C’est ensuite que ça se complique : la Cour des Comptes semble avoir le plus grand mal à identifier les crédits réellement affectés à des actions de sécurité routière et précise que « certaines dépenses imputées sur le CAS n’ont aucun lien avec la sécurité routière ». Si elle annonce que 63 % des dépenses engagées par le CAS y étaient consacrées l’an passé, en réalité c’est le flou puisque « les nombreux documents budgétaires ne permettent pas de retracer de manière lisible et suffisamment détaillée l’usage des crédits issus des amendes ». À la Ligue de Défense des Conducteurs, nous estimons, nous, que cette part excède rarement les 10 %...
Années après années, la Cour des Comptes formule des critiques de plus en plus sévères…

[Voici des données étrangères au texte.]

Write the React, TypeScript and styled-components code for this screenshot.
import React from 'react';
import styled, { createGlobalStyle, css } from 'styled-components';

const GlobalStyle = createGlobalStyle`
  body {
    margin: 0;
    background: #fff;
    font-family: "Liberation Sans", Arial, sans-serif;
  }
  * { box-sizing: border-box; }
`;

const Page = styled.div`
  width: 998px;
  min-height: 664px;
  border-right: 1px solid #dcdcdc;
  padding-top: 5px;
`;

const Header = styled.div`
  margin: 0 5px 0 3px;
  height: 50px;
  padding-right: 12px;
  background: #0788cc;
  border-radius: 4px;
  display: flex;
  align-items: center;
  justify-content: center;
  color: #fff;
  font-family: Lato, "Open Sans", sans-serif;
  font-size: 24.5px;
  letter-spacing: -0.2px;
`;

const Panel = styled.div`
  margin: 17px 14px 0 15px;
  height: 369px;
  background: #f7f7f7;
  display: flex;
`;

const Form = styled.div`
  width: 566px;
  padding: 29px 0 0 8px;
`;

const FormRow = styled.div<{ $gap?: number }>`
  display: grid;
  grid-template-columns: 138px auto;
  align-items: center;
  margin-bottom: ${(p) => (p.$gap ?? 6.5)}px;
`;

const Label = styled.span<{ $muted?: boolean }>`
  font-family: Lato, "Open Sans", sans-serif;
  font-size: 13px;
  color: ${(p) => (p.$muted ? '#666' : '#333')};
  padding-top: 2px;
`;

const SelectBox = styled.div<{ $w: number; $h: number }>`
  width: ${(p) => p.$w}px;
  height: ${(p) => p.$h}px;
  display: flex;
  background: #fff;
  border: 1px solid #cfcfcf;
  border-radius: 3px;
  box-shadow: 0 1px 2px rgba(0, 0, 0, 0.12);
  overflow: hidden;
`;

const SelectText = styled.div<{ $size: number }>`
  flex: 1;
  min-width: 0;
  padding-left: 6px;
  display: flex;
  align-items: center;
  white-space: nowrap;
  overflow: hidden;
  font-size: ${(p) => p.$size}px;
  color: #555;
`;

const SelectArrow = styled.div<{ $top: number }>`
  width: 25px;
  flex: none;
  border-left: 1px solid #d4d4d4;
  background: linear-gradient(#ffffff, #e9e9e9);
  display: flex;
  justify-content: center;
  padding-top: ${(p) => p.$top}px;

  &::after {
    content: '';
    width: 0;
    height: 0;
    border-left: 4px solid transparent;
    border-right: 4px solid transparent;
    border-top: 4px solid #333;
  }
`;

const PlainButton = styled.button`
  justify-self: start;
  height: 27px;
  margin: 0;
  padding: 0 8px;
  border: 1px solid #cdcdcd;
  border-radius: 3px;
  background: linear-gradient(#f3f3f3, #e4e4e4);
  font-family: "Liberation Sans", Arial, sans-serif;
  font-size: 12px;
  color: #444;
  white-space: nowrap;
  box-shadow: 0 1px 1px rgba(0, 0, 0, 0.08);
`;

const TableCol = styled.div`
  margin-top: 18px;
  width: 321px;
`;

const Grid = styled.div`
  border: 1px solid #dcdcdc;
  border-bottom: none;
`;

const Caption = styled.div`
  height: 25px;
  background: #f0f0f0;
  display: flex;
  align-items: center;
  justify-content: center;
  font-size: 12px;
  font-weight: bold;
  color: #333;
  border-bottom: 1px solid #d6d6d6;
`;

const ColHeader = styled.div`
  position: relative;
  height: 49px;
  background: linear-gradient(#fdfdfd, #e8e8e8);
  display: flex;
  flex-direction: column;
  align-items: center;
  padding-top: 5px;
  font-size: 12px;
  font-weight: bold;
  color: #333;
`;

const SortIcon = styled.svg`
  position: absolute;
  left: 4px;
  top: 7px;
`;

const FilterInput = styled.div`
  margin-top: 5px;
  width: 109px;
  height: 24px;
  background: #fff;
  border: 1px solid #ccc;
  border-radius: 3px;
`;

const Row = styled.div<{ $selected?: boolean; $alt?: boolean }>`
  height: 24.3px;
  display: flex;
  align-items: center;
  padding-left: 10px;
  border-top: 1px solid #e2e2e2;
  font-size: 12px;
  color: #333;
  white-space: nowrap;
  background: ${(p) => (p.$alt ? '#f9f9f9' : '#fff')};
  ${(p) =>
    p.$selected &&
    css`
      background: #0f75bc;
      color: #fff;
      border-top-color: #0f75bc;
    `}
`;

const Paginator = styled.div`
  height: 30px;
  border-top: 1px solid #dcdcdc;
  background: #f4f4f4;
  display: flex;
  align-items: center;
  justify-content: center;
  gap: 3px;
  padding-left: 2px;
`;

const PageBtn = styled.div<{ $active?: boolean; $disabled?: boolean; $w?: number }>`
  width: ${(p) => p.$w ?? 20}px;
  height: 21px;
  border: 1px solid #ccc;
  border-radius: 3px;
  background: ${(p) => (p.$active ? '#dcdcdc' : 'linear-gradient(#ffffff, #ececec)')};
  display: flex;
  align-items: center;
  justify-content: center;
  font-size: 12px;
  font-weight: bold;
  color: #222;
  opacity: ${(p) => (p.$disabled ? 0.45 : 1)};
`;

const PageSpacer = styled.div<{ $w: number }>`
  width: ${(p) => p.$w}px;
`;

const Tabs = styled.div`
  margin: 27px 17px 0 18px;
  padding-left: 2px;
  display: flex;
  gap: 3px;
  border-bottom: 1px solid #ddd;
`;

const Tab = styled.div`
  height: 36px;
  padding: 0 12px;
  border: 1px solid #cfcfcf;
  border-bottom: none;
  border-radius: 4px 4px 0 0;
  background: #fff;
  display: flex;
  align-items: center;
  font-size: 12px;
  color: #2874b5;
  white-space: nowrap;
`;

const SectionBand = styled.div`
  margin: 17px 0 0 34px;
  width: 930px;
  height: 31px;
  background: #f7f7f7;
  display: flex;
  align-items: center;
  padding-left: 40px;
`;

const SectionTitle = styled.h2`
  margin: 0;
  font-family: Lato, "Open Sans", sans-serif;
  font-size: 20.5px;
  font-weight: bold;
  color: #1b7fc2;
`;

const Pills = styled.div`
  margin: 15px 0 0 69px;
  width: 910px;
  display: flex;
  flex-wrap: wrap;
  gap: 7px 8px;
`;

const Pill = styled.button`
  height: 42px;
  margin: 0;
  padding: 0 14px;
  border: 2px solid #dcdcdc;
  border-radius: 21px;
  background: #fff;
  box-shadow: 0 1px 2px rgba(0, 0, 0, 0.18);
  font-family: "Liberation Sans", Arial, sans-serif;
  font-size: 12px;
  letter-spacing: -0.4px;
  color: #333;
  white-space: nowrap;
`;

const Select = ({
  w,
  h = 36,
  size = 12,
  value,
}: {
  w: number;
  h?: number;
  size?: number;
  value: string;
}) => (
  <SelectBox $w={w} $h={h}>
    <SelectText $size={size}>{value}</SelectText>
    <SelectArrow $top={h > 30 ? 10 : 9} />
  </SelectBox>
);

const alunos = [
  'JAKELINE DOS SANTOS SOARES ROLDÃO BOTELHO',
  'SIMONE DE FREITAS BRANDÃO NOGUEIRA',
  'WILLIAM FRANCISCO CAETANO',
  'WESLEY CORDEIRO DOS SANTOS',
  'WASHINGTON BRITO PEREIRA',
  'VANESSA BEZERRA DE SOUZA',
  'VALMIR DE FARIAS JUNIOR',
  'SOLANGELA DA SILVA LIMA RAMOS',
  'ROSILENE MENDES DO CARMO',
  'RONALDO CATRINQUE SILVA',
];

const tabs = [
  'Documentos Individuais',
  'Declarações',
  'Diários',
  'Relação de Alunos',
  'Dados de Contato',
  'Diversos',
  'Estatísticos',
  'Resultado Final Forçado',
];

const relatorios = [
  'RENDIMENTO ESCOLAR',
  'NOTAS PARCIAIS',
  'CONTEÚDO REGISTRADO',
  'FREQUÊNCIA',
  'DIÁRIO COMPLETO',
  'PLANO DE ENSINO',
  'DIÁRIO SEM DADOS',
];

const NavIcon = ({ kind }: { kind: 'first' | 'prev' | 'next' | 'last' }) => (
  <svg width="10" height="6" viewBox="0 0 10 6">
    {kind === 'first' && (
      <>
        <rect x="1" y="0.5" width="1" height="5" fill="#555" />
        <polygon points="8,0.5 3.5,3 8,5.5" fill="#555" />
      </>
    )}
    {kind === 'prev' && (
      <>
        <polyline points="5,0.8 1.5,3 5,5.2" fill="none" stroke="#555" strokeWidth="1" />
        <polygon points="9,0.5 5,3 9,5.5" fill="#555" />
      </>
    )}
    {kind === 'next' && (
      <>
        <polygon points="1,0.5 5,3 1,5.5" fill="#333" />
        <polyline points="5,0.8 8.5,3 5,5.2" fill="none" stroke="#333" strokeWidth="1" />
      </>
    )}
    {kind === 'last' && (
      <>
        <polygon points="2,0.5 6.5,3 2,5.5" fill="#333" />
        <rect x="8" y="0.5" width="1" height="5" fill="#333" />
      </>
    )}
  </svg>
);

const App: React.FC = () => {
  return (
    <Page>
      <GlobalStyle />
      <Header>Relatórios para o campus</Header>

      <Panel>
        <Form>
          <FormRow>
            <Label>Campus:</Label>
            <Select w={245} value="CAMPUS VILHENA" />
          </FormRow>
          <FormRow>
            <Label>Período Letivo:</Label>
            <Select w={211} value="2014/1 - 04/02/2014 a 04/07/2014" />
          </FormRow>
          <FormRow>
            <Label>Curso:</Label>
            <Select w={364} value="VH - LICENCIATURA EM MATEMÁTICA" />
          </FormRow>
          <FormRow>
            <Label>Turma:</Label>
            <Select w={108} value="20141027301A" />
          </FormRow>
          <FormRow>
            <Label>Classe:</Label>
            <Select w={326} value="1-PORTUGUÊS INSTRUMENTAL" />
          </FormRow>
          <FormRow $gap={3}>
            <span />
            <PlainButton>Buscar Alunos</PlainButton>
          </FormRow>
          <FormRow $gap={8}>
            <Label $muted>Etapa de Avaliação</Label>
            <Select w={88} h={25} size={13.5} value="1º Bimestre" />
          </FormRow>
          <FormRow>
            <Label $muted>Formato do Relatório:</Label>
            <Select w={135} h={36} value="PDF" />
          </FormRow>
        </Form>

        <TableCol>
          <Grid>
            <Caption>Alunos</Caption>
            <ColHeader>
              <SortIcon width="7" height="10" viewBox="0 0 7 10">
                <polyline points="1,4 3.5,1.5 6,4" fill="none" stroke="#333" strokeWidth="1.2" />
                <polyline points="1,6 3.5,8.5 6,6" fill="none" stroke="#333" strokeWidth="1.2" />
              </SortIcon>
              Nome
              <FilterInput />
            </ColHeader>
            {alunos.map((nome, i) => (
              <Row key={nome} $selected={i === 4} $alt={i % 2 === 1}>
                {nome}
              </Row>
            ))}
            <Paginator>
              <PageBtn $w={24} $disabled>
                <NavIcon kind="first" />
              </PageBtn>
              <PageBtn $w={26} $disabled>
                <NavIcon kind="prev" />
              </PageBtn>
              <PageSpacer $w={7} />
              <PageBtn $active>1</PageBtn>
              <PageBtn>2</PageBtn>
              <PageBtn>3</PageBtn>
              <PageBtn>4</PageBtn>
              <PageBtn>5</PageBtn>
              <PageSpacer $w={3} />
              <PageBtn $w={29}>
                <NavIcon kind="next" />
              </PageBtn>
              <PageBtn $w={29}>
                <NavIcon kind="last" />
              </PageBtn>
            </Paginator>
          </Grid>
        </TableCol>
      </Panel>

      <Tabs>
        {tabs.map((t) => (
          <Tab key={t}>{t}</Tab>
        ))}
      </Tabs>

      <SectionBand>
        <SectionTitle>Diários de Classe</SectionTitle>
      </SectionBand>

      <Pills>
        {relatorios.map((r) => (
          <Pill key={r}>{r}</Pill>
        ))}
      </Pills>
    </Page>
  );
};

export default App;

Ce constat ne date pas d’hier puisque cela fait plusieurs années que la Cour souligne la complexité du CAS, qui ne « répond plus aux objectifs qui ont justifié sa création ». Malgré ces alertes répétées, les Sages notent « qu’au cours de l’année 2022, aucune mesure n’est venue améliorer la visibilité du périmètre ou de l’architecture du CAS ». Pire, « les indicateurs du Compte d’affectation spéciale ne sont pas liés à la performance du contrôle automatisé, mais à la performance de ses moyens (disponibilité des radars, taux de transformation des messages d’infraction…). Ainsi, il est difficile de faire le lien entre le nombre de morts sur les routes, indicateur-clé de la mission « Sécurité », et l’utilisation des crédits du CAS ».

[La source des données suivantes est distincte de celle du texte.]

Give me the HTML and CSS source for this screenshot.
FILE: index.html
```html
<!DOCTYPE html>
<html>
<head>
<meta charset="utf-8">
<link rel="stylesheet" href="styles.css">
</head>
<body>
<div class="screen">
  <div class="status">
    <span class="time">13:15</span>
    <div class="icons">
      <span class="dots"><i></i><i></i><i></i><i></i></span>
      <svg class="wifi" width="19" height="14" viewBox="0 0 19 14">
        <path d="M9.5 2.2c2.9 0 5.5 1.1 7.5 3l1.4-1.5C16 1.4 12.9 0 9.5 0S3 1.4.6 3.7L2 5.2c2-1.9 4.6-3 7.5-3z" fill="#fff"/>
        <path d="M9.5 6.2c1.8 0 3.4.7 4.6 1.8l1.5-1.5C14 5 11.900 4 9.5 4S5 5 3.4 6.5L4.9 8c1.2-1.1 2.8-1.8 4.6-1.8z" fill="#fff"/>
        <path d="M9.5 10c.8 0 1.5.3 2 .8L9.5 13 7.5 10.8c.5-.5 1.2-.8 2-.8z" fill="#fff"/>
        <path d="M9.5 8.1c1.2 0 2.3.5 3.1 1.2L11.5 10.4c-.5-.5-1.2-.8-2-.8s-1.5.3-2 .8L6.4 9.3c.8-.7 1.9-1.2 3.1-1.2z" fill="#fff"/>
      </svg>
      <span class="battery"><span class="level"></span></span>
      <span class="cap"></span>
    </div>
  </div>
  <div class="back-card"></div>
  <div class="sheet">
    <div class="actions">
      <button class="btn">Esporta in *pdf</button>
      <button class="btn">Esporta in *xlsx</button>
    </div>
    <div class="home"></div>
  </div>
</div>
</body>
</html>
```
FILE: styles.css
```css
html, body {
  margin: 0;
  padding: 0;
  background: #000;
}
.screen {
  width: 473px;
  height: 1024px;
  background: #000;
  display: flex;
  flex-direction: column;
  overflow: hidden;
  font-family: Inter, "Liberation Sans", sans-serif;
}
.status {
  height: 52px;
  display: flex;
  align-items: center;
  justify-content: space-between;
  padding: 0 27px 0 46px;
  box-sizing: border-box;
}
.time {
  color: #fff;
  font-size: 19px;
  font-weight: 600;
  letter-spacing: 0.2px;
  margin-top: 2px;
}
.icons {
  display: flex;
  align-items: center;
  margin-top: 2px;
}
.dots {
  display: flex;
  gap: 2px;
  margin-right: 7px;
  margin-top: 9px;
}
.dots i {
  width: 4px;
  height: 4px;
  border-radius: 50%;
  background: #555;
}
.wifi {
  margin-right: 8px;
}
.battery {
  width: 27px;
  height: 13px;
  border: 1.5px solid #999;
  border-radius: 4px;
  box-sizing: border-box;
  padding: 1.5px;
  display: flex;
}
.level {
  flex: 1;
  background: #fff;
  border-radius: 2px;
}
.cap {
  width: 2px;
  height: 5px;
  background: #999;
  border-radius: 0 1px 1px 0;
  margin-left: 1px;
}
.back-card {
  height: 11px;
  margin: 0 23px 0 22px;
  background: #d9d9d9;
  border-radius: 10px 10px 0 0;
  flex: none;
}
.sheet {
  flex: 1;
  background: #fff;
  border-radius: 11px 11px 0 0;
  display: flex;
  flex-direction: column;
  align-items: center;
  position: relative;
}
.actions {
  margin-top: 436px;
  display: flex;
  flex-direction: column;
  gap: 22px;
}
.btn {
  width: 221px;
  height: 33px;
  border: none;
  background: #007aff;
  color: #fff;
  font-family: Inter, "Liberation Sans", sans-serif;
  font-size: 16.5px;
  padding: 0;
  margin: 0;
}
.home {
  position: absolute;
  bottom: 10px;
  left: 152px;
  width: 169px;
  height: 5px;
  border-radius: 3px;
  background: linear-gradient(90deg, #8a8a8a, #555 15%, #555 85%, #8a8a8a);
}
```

Des reproches qui poussent la Cour des Comptes à aller, une fois de plus, jusqu’à demander la suppression pure et simple du Compte d’affectation spéciale, estimant que ce dernier est devenu « trop complexe, peu lisible et non conforme aux règles de la loi organique relative aux lois de finances ». Les Sages proposent de le remplacer par « une annexe budgétaire unique dans laquelle figurerait l’ensemble des dépenses de sécurité routière et les recettes issues des amendes de circulation ». Contrairement à Bercy, la Délégation interministérielle à la Sécurité routière et le ministère de l’Intérieur ne veulent pas entendre parler de cette solution.

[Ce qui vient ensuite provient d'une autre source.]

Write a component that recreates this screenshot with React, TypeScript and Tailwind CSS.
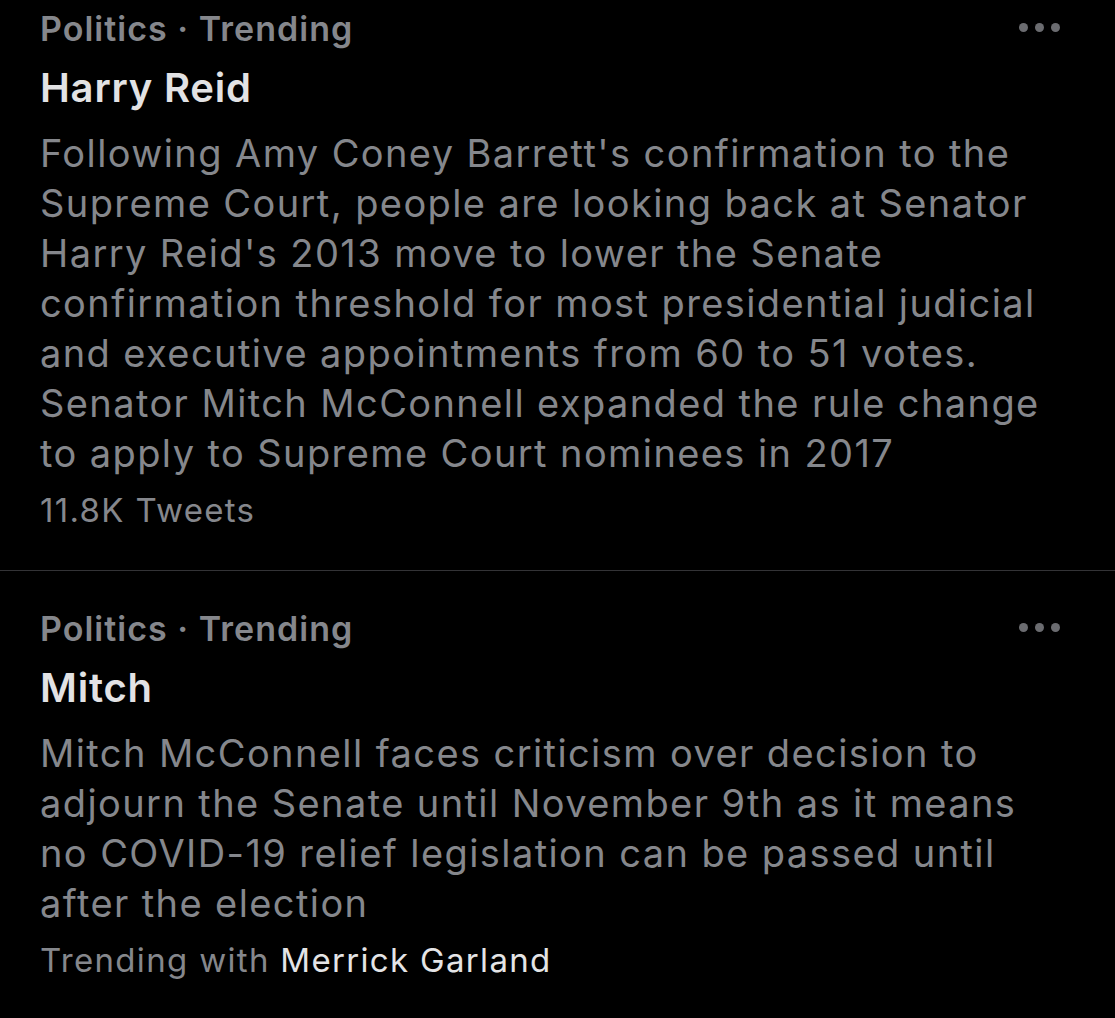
const trends = [
  {
    id: 1,
    category: "Politics · Trending",
    title: "Harry Reid",
    lines: [
      "Following Amy Coney Barrett's confirmation to the",
      "Supreme Court, people are looking back at Senator",
      "Harry Reid's 2013 move to lower the Senate",
      "confirmation threshold for most presidential judicial",
      "and executive appointments from 60 to 51 votes.",
      "Senator Mitch McConnell expanded the rule change",
      "to apply to Supreme Court nominees in 2017",
    ],
    footer: <>11.8K Tweets</>,
  },
  {
    id: 2,
    category: "Politics · Trending",
    title: "Mitch",
    lines: [
      "Mitch McConnell faces criticism over decision to",
      "adjourn the Senate until November 9th as it means",
      "no COVID-19 relief legislation can be passed until",
      "after the election",
    ],
    footer: (
      <>
        Trending with <span className="text-[#e4e4e6]">Merrick Garland</span>
      </>
    ),
  },
];

function MoreDots() {
  return (
    <div className="flex items-center gap-[7px] pt-[14px]">
      <span className="w-[9px] h-[9px] rounded-full bg-[#6b6c70]" />
      <span className="w-[9px] h-[9px] rounded-full bg-[#6b6c70]" />
      <span className="w-[9px] h-[9px] rounded-full bg-[#6b6c70]" />
    </div>
  );
}

export default function App() {
  return (
    <div
      className="w-[1115px] h-[1018px] bg-black overflow-hidden"
      style={{ fontFamily: "Inter, 'Noto Sans', sans-serif" }}
    >
      {trends.map((trend, i) => (
        <div key={trend.id}>
          {i > 0 && <div className="h-px bg-[#333336]" />}
          <div className={`pl-[40px] pr-[55px] ${i === 0 ? "pt-[9px] pb-[40px]" : "pt-[38px]"}`}>
            <div className="flex items-start justify-between">
              <div className="text-[34px] leading-[40px] font-semibold tracking-[0.03em] text-[#85878c]">
                {trend.category}
              </div>
              <MoreDots />
            </div>
            <div className="mt-[14px] text-[40px] leading-[50px] font-semibold tracking-[0.02em] text-[#e2e2e4]">
              {trend.title}
            </div>
            <div className="mt-[15px] text-[38px] leading-[50px] tracking-[0.037em] text-[#85878c]">
              {trend.lines.map((line) => (
                <div key={line} className="whitespace-nowrap">{line}</div>
              ))}
            </div>
            <div className="mt-[12px] text-[33px] leading-[40px] tracking-[0.04em] text-[#85878c]">
              {trend.footer}
            </div>
          </div>
        </div>
      ))}
    </div>
  );
}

… Mais l’État continue d’y trouver son compte
Dans les faits, les amendes des radars servent donc principalement à l’achat de nouveaux appareils et à l’entretien et la maintenance de ceux existants. Ces coûts d’entretien ont d’ailleurs explosé, passant de 35 millions en 2021 à 45 millions d’euros en 2022. Ce qui n’empêche pas qu’au 31 décembre 2022, 4 530 radars (avec notamment 195 nouveaux radars tourelles) étaient déployés sur les routes françaises, contre un objectif initial de 4 700. De plus, 13 nouvelles voitures-radars ont encore été lâchées sur les routes. Leur nombre atteint désormais 498 véhicules, dont 59 % sont conduits par des chauffeurs de sociétés privées. Une part plus que conséquente des recettes des radars sert également au désendettement de l’État. En 2022, cela représentait 569 millions d’euros, soit 37 % des dépenses du Compte d’affectation spéciale ! Pas étonnant que la Cour des comptes observe « un recul de l’acceptation des amendes par les contrevenants ». Et pour cause ! Nous sommes face à un système dont le but est de sans cesse financer l’achat de nouveaux appareils de contrôle, dans l’optique d’augmenter les recettes des amendes, le tout afin d’éponger les dettes de l’État. L’idée selon laquelle les radars sont des « pompes à fric » a de beaux jours devant elle.
Résultat, l’impression d’être pris pour des « vaches à lait » n’a jamais été aussi forte parmi nos sympathisants. Il ne se passe pas un jour sans ce que ces derniers, de plus en plus outrés, ne nous fassent part de leur exaspération quant à la prolifération incessante de radars en tout genre et la politique de répression routière. Ce nouveau rapport de la Cour des comptes prouve une fois de plus que l'État tape allègrement dans la caisse de vos contraventions pour se renflouer, tout en n’oubliant pas d’entretenir et de déployer ses radars. Le tout sous couvert d’agir pour la sécurité routière bien sûr.